The above definition is rather broad, as there are several different forms of arbitration:
- Mandatory: Disputes that fall under mandatory arbitration must be solved by arbitration. There are no other options. Both parties give up the right to sue, file a class action lawsuit, or even appeal the arbitrator’s decision.
- Voluntary: This form only takes effect if both of the disgruntled parties agree to seek arbitration after the problem arises and/or after they have tried to solve it via other means.
- Binding: In most cases, the decision resulting from a dispute solved with binding arbitration is permanent. It can only be altered by a court under specific circumstances, as in fraud or the misuse of power.
- Non-binding: If the decision is non-binding, one or both parties may reject it and seek a trial in court instead. In many cases though, if both parties agree to the initial decision it can become binding.
- Forced: This is, perhaps, the worst kind there is.
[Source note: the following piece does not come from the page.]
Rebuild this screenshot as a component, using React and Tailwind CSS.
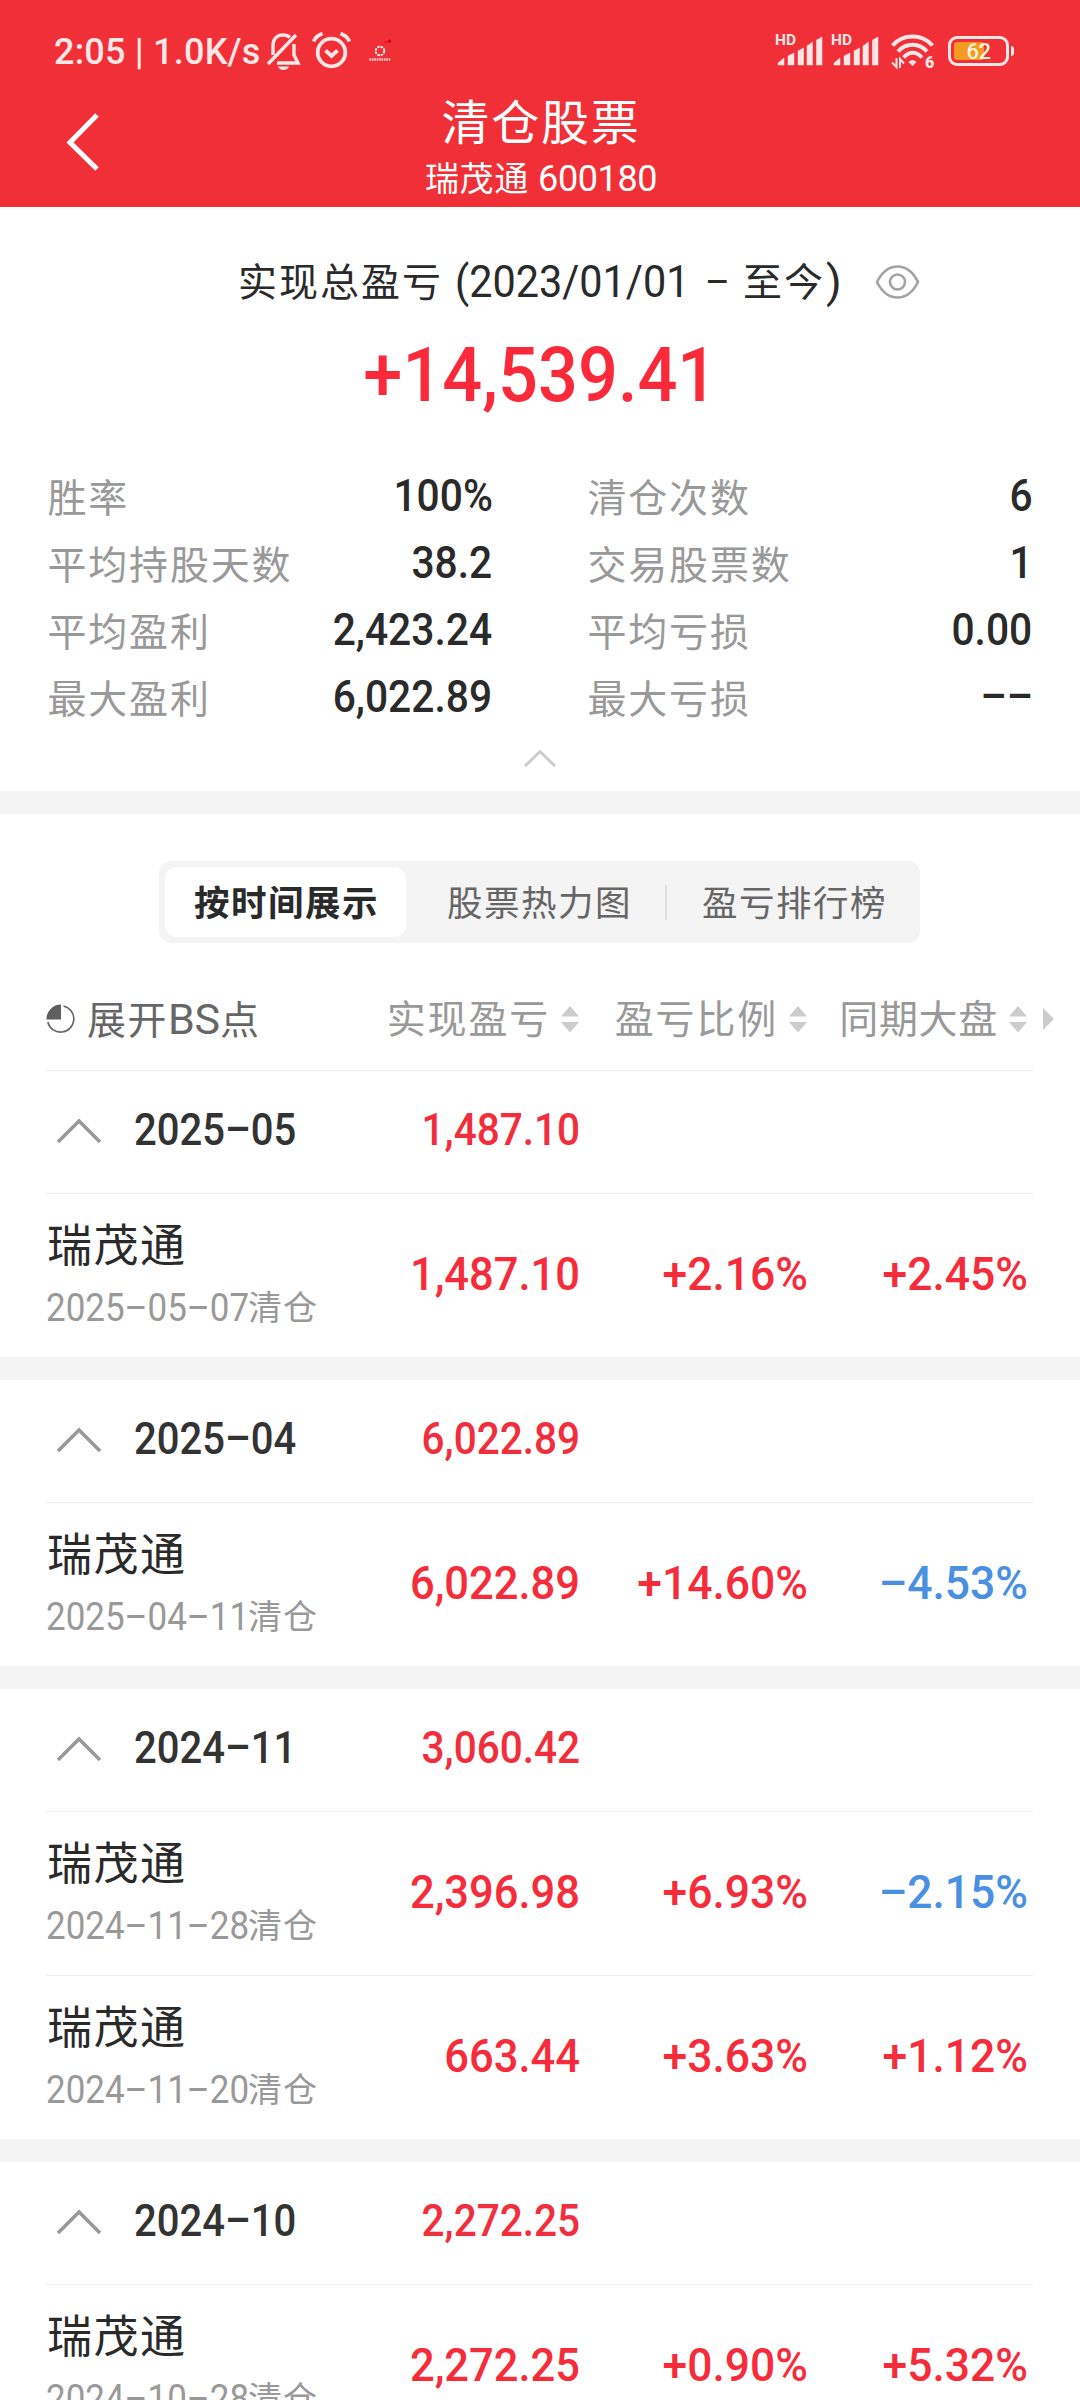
import React, { useState } from 'react';

const stats = [
  [
    { label: '胜率', value: '100%' },
    { label: '平均持股天数', value: '38.2' },
    { label: '平均盈利', value: '2,423.24' },
    { label: '最大盈利', value: '6,022.89' },
  ],
  [
    { label: '清仓次数', value: '6' },
    { label: '交易股票数', value: '1' },
    { label: '平均亏损', value: '0.00' },
    { label: '最大亏损', value: '––' },
  ],
];

const tabs = ['按时间展示', '股票热力图', '盈亏排行榜'];

const months = [
  {
    month: '2025–05',
    total: '1,487.10',
    trades: [{ name: '瑞茂通', date: '2025–05–07', profit: '1,487.10', ratio: '+2.16%', market: '+2.45%' }],
  },
  {
    month: '2025–04',
    total: '6,022.89',
    trades: [{ name: '瑞茂通', date: '2025–04–11', profit: '6,022.89', ratio: '+14.60%', market: '–4.53%' }],
  },
  {
    month: '2024–11',
    total: '3,060.42',
    trades: [
      { name: '瑞茂通', date: '2024–11–28', profit: '2,396.98', ratio: '+6.93%', market: '–2.15%' },
      { name: '瑞茂通', date: '2024–11–20', profit: '663.44', ratio: '+3.63%', market: '+1.12%' },
    ],
  },
  {
    month: '2024–10',
    total: '2,272.25',
    trades: [{ name: '瑞茂通', date: '2024–10–28', profit: '2,272.25', ratio: '+0.90%', market: '+5.32%' }],
  },
];

export default function App() {
  const [activeTab, setActiveTab] = useState(0);

  return (
    <div className="w-[1080px] h-[2400px] overflow-hidden bg-white text-[#2a2a2a] font-['Roboto','Noto_Sans_CJK_SC',sans-serif]">
      {/* Header */}
      <header className="h-[207px] bg-[#f12f37] text-white">
        <StatusBar />
        <div className="h-[105px] grid grid-cols-[200px_1fr_200px]">
          <button className="pl-[66px] pt-[9px] flex items-start">
            <svg width="34" height="60" viewBox="0 0 34 60" fill="none" stroke="#fff" strokeWidth="5">
              <path d="M31 4 L4 31.5 L31 58" />
            </svg>
          </button>
          <div className="flex flex-col items-center">
            <h1 className="h-[42px] leading-[42px] text-[48px] font-normal tracking-[1.8px] mt-[1px] mr-[-2px]">清仓股票</h1>
            <div className="h-[42px] leading-[42px] mt-[13px] text-[34px] tracking-[0.700px] mr-[-2px] whitespace-nowrap">
              瑞茂通 <span className="text-[36px] tracking-[-0.400px]">600180</span>
            </div>
          </div>
        </div>
      </header>

      {/* Summary */}
      <section className="h-[584px]">
        <div className="pt-[49px] pl-[238px] flex items-center h-[101px]">
          <span className="flex items-center h-[52px] text-[39px] leading-[52px] whitespace-nowrap">
            <span className="tracking-[2px] pt-[2px]">实现总盈亏</span>
            <span className="w-[230px] ml-[12px] text-[45px]">
              <span className="inline-block origin-left scale-x-[0.92]">(2023/01/01</span>
            </span>
            <span className="text-[38px] w-[22px] ml-[20px]">–</span>
            <span className="tracking-[2px] pt-[2px] ml-[16px]">至今</span>
            <span className="text-[45px] ml-[1px]">)</span>
          </span>
          <svg className="ml-auto mr-[160px]" width="45" height="34" viewBox="0 0 45 34" fill="none" stroke="#a3a3a3" strokeWidth="2.6">
            <path d="M2 17 C8 5 15 1.5 22.500 1.500 C30 1.500 37 5 43 17 C37 29 30 32.500 22.500 32.500 C15 32.500 8 29 2 17 Z" />
            <circle cx="22.500" cy="17" r="7.500" />
          </svg>
        </div>
        <div className="h-[132px] leading-[134px] text-center text-[76px] font-medium text-[#fb2a3a]">
          <span className="inline-block scale-x-[0.925]">+14,539.41</span>
        </div>
        <div className="grid grid-cols-[443px_443px] gap-x-[97px] pl-[48px] pt-[21px]">
          {stats.map((col, i) => (
            <div key={i}>
              {col.map((item) => (
                <div key={item.label} className="h-[67px] flex justify-between items-center">
                  <span className="text-[39px] tracking-[1.800px] text-[#999] pt-[9px] ml-[-0.500px]">{item.label}</span>
                  <span className="text-[45px] font-medium inline-block origin-right scale-x-[0.905] pt-[2px] mr-[-1.500px]">{item.value}</span>
                </div>
              ))}
            </div>
          ))}
        </div>
        <div className="flex justify-center pt-[20px]">
          <svg width="34" height="19" viewBox="0 0 34 19" fill="none" stroke="#ccc" strokeWidth="3">
            <path d="M2 17 L17 2.500 L32 17" />
          </svg>
        </div>
      </section>

      <div className="h-[23px] bg-[#f4f4f4]" />

      {/* Tabs */}
      <div className="pt-[47px] pl-[159px] flex">
        <div className="w-[761px] h-[82px] rounded-xl bg-[#f4f4f4] p-[6px] flex items-center">
          {tabs.map((tab, i) => (
            <React.Fragment key={tab}>
              {i === 2 && <span className="w-[2px] h-[35px] bg-[#dfdfdf]" />}
              <button
                onClick={() => setActiveTab(i)}
                className={`h-[70px] pt-[5px] text-[35.500px] tracking-[1.500px] rounded-xl whitespace-nowrap ${
                  i === 0 ? 'w-[241px] pl-[2px]' : i === 1 ? 'w-[259px] pl-[8px]' : 'flex-1 pl-[8px]'
                } ${activeTab === i ? 'bg-white font-bold text-[#2a2a2a]' : 'text-[#666]'}`}
              >
                {tab}
              </button>
            </React.Fragment>
          ))}
        </div>
      </div>

      {/* Table head */}
      <div className="h-[128px] pt-[24px] mx-[46px] border-b border-[#ebebeb] w-[987px]">
        <div className="h-[104px] grid grid-cols-[305px_228px_228px_220px_28px] items-center text-[39px] text-[#999] whitespace-nowrap">
          <span className="flex items-center text-[#666]">
            <svg width="30" height="30" viewBox="0 0 30 30" className="mr-[11px]">
              <path d="M15 0.500 A14.500 14.500 0 0 0 0.500 15.500 H15 Z" fill="#5f5f5f" />
              <path d="M17.500 2 A13.200 13.200 0 1 1 1.800 18" fill="none" stroke="#666" strokeWidth="1.600" />
            </svg>
            <span className="tracking-[1.500px]">展开<span className="text-[43px] tracking-[-0.200px]">BS</span>点</span>
          </span>
          <SortHead title="实现盈亏" />
          <SortHead title="盈亏比例" />
          <SortHead title="同期大盘" tight />
          <svg className="ml-[16px]" width="12" height="22" viewBox="0 0 12 22" fill="#ccc">
            <path d="M0 0 L11 11 L0 22 Z" />
          </svg>
        </div>
      </div>

      {/* Months */}
      {months.map((group, i) => (
        <section key={group.month}>
          {i > 0 && <div className="h-[23px] bg-[#f4f4f4]" />}
          <div className="h-[123px] ml-[46px] w-[987px] border-b border-[#ebebeb] grid grid-cols-[88px_218px_228px] pb-[4px] items-center text-[45px] font-medium">
            <svg className="ml-[10px] mt-[1px]" width="46" height="26" viewBox="0 0 46 26" fill="none" stroke="#999" strokeWidth="3.600">
              <path d="M2 24 L23 3 L44 24" />
            </svg>
            <span className="origin-left scale-x-[0.89] text-[#333]">{group.month}</span>
            <span className="origin-right scale-x-[0.900] text-right text-[#f22d3c]">{group.total}</span>
          </div>
          {group.trades.map((trade, j) => (
            <TradeRow key={trade.date} trade={trade} last={j === group.trades.length - 1} />
          ))}
        </section>
      ))}
    </div>
  );
}

function TradeRow({ trade, last }) {
  return (
    <div
      className={`ml-[46px] w-[987px] grid grid-cols-[305px_228px_228px_220px] text-[47px] font-medium text-[#f62c3b] ${
        last ? 'h-[163px]' : 'h-[164px] border-b border-[#ebebeb]'
      }`}
    >
      <div className="font-normal whitespace-nowrap">
        <div className="h-[56px] leading-[56px] mt-[25px] text-[45px] tracking-[1.500px] text-[#2a2a2a] pl-[1px]">{trade.name}</div>
        <div className="h-[50px] leading-[50px] mt-[8px] text-[#999] flex">
          <span className="text-[38px] w-[202px]">
            <span className="inline-block origin-left scale-x-[0.92]">{trade.date}</span>
          </span>
          <span className="text-[34px] tracking-[1px]">清仓</span>
        </div>
      </div>
      <Num value={trade.profit} />
      <Num value={trade.ratio} wide />
      <Num value={trade.market} wide />
    </div>
  );
}

function Num({ value, wide }) {
  return (
    <span
      className={`h-[160px] leading-[160px] text-right mr-[-1px] origin-right ${wide ? 'scale-x-[0.945]' : 'scale-x-[0.925]'} ${
        value.startsWith('–') ? 'text-[#4a90e2]' : ''
      }`}
    >
      {value}
    </span>
  );
}

function SortHead({ title, tight }) {
  return (
    <span className="flex items-center justify-end">
      <span className={tight ? 'pt-[3px] tracking-[0.700px]' : 'pt-[3px] tracking-[1.800px]'}>{title}</span>
      <svg className="ml-[11px]" width="18" height="27" viewBox="0 0 18 27" fill="#ccc">
        <path d="M9 0 L18 10.500 H0 Z M0 16 H18 L9 26.500 Z" />
      </svg>
    </span>
  );
}

function StatusBar() {
  return (
    <div className="h-[102px] pl-[54px] pr-[66px] flex items-center text-[#ffe6e7]">
      <span className="text-[36px] font-medium tracking-[0.200px] whitespace-nowrap w-[212px] pt-[1px]">2:05 | 1.0K/s</span>

      {/* Muted bell */}
      <svg width="36" height="40" viewBox="0 0 36 40" fill="none" stroke="currentColor" strokeWidth="3.400">
        <path d="M7 24 V15 C7 8 11 4 17 4 C20 4 22 4.500 24 6.500" />
        <path d="M28 13 V24 L32 32 H11" />
        <path d="M2 33 L30 4" />
        <path d="M12 35.500 H23 C22 38 20 39 17.500 39 C15 39 13 38 12 35.500 Z" fill="currentColor" stroke="none" />
      </svg>
      {/* Alarm */}
      <svg className="ml-[10px] mt-[-2px]" width="39" height="38" viewBox="0 0 39 38" fill="none" stroke="currentColor" strokeWidth="3.800">
        <circle cx="19.500" cy="21.500" r="13.800" />
        <path d="M13.500 19.500 L19.500 25 L25.500 19.500" />
        <path d="M1.500 10.500 C3 7 6 4 10.500 2.500 M37.500 10.500 C36 7 33 4 28.500 2.500" />
      </svg>
      {/* App notification */}
      <svg className="ml-[18px]" width="24" height="24" viewBox="0 0 24 24" fill="none">
        <circle cx="11" cy="12" r="4.300" stroke="#fff" strokeWidth="1.800" strokeDasharray="2.400 1" />
        <path d="M15 3.500 L18 1.500 V3.500 Z" fill="#e00010" />
        <circle cx="20.500" cy="2.200" r="1.800" fill="#e00010" />
        <path d="M0.500 20.500 H22" stroke="#ffd0d2" strokeWidth="2.600" strokeDasharray="1.600 0.800" />
      </svg>

      <div className="ml-auto flex items-center">
        <Signal />
        <span className="w-[8px]" />
        <Signal />
        <svg className="ml-[11px] overflow-visible" width="44" height="35" viewBox="0 0 44 35" fill="none" stroke="currentColor" strokeWidth="4">
          <path d="M1.500 11.500 C12 -0.500 31 -0.500 41.500 11.500" />
          <path d="M7 17.500 C15 8.500 28 8.500 36 17.500" />
          <path d="M12.500 23.500 C18 17 25.500 17 31 23.500" />
          <path d="M17.500 28 C19.500 25.500 23.500 25.500 25.500 28 L21.500 32 Z" fill="currentColor" stroke="none" />
          <path d="M5.500 24 V33 L1 28.500 M9 34 V25 L13 29.500" strokeWidth="2" />
          <text x="34" y="33.500" fontSize="16" fontWeight="900" fill="currentColor" stroke="none">6</text>
        </svg>
        <span className="relative ml-[13px] w-[61px] h-[30px] rounded-[9px] border-[3px] border-current p-[3px]">
          <span className="block w-[30px] h-[18px] rounded-[3px] bg-[#f79a22]" />
          <span className="absolute inset-0 text-center text-[22px] leading-[25px] font-medium tracking-[-0.500px] text-[#fff3dc]">62</span>
        </span>
        <span className="ml-[2px] w-[3px] h-[10px] rounded-r-full bg-current" />
      </div>
    </div>
  );
}

function Signal() {
  return (
    <div className="relative w-[48px] h-[32px]">
      <span className="absolute left-[-1px] top-[-4px] text-[15.500px] leading-[19px] font-bold">HD</span>
      <svg width="48" height="32" viewBox="0 0 48 32" fill="currentColor">
        <path d="M2 30 V28 L8 23 V30 Z M12 30 V21 L18 18 V30 Z M22 30 V16 L27.500 13 V30 Z M31 30 V11 L36.500 7 V30 Z M40.500 30 V5 L46 2 V30 Z" stroke="currentColor" strokeWidth="0.500" strokeLinejoin="round" />
      </svg>
    </div>
  );
}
Favoring the company and not the consumer, forced clauses are the ones you are required to agree to before you can receive the service or product you’re requesting.
Why and Where Are Arbitration Clauses Used?
For the purposes of this article, we’ll focus on forced arbitration and how it affects the individual. You see, consumers should have the right to sue a company or file a class action lawsuit if they believe they have been taken advantage of or treated unfairly. The reason companies like these clauses, is that it completely blocks the individual consumer from taking any legal action. While this should be totally illegal, according to the Supreme Court, it’s not.
The tricky thing is knowing when and where to look for these clauses. In many cases, you simply cannot get around having to agree to one if you want the service or product you’re trying to get. These agreements can be found in contracts for various industries, including but definitely not limited to:
- Credit cards
- Checking accounts
- Fast cash loans
- Prepaid cards
- Student loans
- Car loans
- Cell phone service contracts
- Retirement accounts
- Employment agreements
- Investment accounts
- Nursing homes/facilities
How Does Arbitration Affect Consumers?
Corporations and businesses try to justify using these clauses by claiming that they save everyone far more time and money than a traditional lawsuit would and that, by extension, this lowers the cost of the product to the consumer. A research study performed by the Consumer Financial Protection Bureau says otherwise, however. According to the study, the CFPB “found no evidence that arbitration clauses lead to lower prices for consumers.”
Not only does it not lower costs for the consumers, it’s not more convenient for them than a lawsuit would be either. Arbitration cases can take years to settle and are often held in a location that makes it difficult for the claimant to be present for the hearings. The biggest downside of arbitration is that it blocks consumers from forming the class action lawsuits that could not only be won, but could prevent the company in question from treating more consumers unfairly in the future. Without the right to band together to file a class action suit, consumers must fight corporations one-on-one, one by one; a very ineffective means of provoking substantial change.
How Much Does Arbitration Cost?
The cost of the arbitration itself is split, requiring the disgruntled or injured individual to shell out hundreds or even thousands of dollars if they want to keep the case moving along. Public Citizen, a consumer watchdog group, performed a study to compared the costs of arbitration to that of a court case.
In one of the examples given, a claim that is worth $80,000 would cost over $9,000 to arbitrate. That same claim would cost roughly $250 to file in a state court. Add to the cost the arbitration fees, which could easily surpass $10,000, administrative costs, and the fees you owe your attorney, and it becomes clear why arbitration is anything but good for the consumer.
How Can You Protect Yourself?
When something as damaging as arbitration is so widespread, it can be very difficult for consumers to protect themselves or fight back. That said, there are precautions you can you take to try to limit your exposure to arbitration, or at least understand your options a little bit better.
The following are tips given by ABC News in regards to mandatory arbitration protection:
- Before signing any contract, scrutinize it thoroughly while looking for mandatory and/or binding arbitration clauses.
- Some contracts allow for the consumer to opt out of mandatory arbitration. T-Mobile provides an excellent example of this as their terms and conditions state they allow their customers 30 days to opt out of their arbitration procedures. After that however, you’re locked in for good.
- If you come across an arbitration clause that is too restrictive for your tastes, seek another company to do business with.
- If opting out and finding an alternate company are not an option, make your opinions known before signing the contract. Consider crossing out the arbitration clause, writing something to the effect of, “I object to this mandatory arbitration clause, but am signing this contract because I am told I have no choice” and then initialing your statement.
- Have you ever gotten a notice from a company notifying you of “changes to your contract”? This is an opportunity for them to sneak something in that was not part of your original agreement. Read the changes carefully.
- In the event that a company files an arbitration case against you, don’t ignore it. Respond immediately with a written letter, send it via certified mail, and consider speaking to an attorney ASAP.
You may be a little flabbergasted after reading this, and rightly so. How can you help? Call your local congressman, or write him or her a letter calling for reform and requesting the passing of a law that would limit forced arbitration. Want arbitration to come to an end? It will be a long and hard fought battle, but there is power in numbers and if enough people act together, it may just work.